The Effects of Training and Selection on Undergraduate Students' Helping Skills as Measured by the Danish-Hauer Helping Skills Verbal Response Inventory
Date of Award
Dissertation - Restricted
Doctor of Philosophy (PhD)
In recent years, paraprofessionals have been increasingly used to provide services in mental health settings. Issues regarding the importance of selection and training in their development are unclear. This study examined the relationship of selection and training to paraprofessional helping skills development in a University Counseling Center setting. Subjects for the study consisted of 40 undergraduate students, 30 of whom went through a formal selection process to become paraprofessionals. Pre-test/Post-test differences on the eight scales of the Danish-Hauer Helping Skills Verbal Response Inventory were subjected to analysis of variance for the groups Selected-Trained (N = 10); Selected-Untrained (N = 10); Unselected-Untrained (N = 10); and Unselected-Untrained (N = 10). Testing consisted of rating a 5-minute exerpt from a 15 minute audio-taped interaction by each S in the role of helper prior to and after the completion of 24 hours of training. The results indicated that from Pre-Test to Post-test, training was successful in reducing the total number of thought units, and in increasing the percent of Affective, Content, and Open Question responses in S's who received training.
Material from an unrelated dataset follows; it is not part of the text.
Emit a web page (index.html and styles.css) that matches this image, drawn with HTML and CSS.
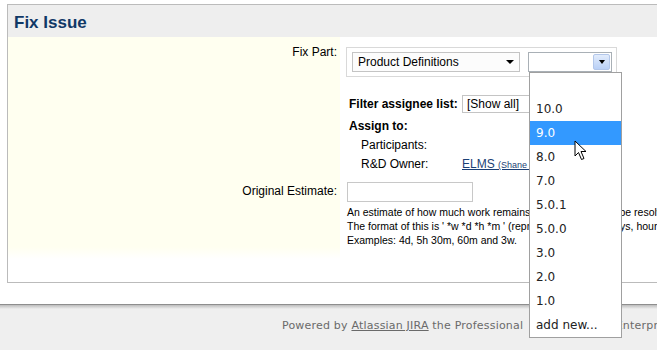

Also, overall, the Trained groups used significantly fewer Influencing, Advice, and Self-Disclosure responses. The changes in the percent of responses was in the anticipated direction for all but one response category, Closed Questions, which increased as opposed to decreased in the groups trained. Selection was significant in only one response category. This variable appears to be important in identifying individuals who used fewer closed question responses. The results of this study would suggest that training is the more potent variable in the development of paraprofessional helping skills.